Wednesday, 6 May 2015

atmosphere - Is it accurate to compare comets to clouds and rain?

I'm trying to avoid an opinion-based question, so before I outline the comparison I'm proposing, I will qualify the specific facts that yield this comparison. By focusing answers on the relative accuracy of those facts, hopefully we can avoid primarily opinion-based answers.



Facts



  1. Over the course of millions of years, planetary bodies, especially those closer to the sun, tend to lose their water and atmosphere as it is blown away by solar wind, and radiated or boiled off by other forces, unless they have a strong magnetosphere to repel the bulk of that solar wind, or enough gravity to hang on to their matter. On a much faster time scale, this also happens to comets as they approach the sun; thus, the tail.

  2. Over the course of millions of years, bombardment of planets by comets can increase the water and gas on a planet, or at least counter-balance the gradual loss of the same (depending on other factors like proximity to the sun, size, and magnetic protection).

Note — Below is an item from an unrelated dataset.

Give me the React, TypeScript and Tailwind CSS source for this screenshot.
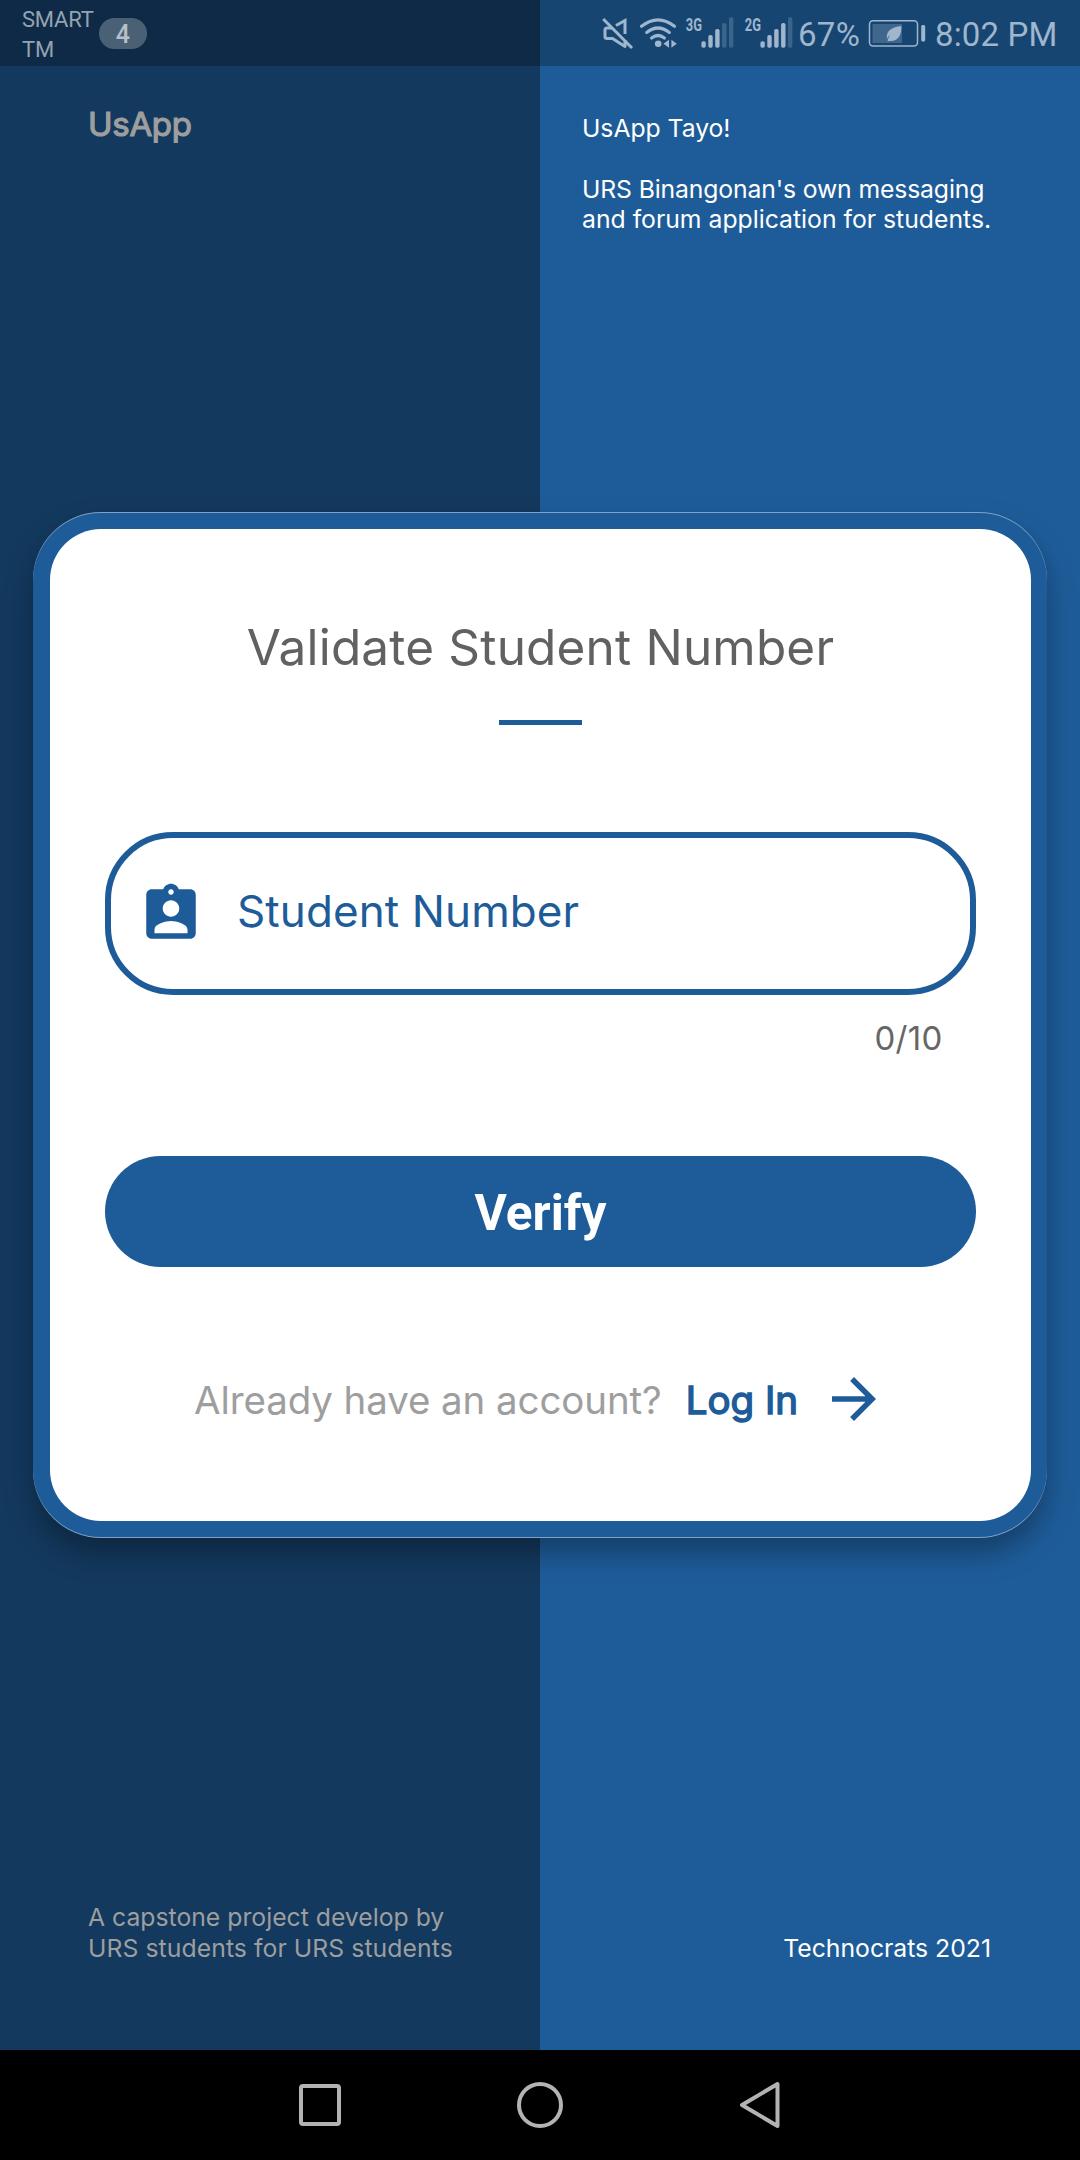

  3. The Oort cloud is composed mostly of icy bodies (including solids that would be a gas at Earth temperatures). And it is from this region that comets "fall" toward the inner solar system.

Also Fact?
So I started wondering what ultimately happens to the water and gas that gets blown off of planetary bodies. I would guess that given the outward pressure of solar wind and solar radiation, the direction of such material is generally outward, away from the sun. Well, where to? Media coverage of the departure of Voyager 1 from our solar system into the realm of interstellar space alerted me to the idea that there is an outer edge to solar influence, and I would guess that this is where the lighter molecules, like water and gases would tend to land. And indeed there is a collection of similar material out there at that solar radius.



Given these facts, is it accurate to view the Oort cloud as behaving similarly to a terrestrial cloudscape? Our clouds form at the altitude where water tends to deposit after it evaporates from the heated surface of the Earth. It gathers there and coalesces to a form which is then overcome by the opposing force of gravity. Then it returns from whence it came. Similarly, I imagine water and gases ultimately being driven from the heat of the sun to an “altitude above its surface”, where ultimately, over a much longer time scale, that material coalesces until other forces eventually drive them back toward the hot sun. Is this an accurate understanding? Is this comparison justified?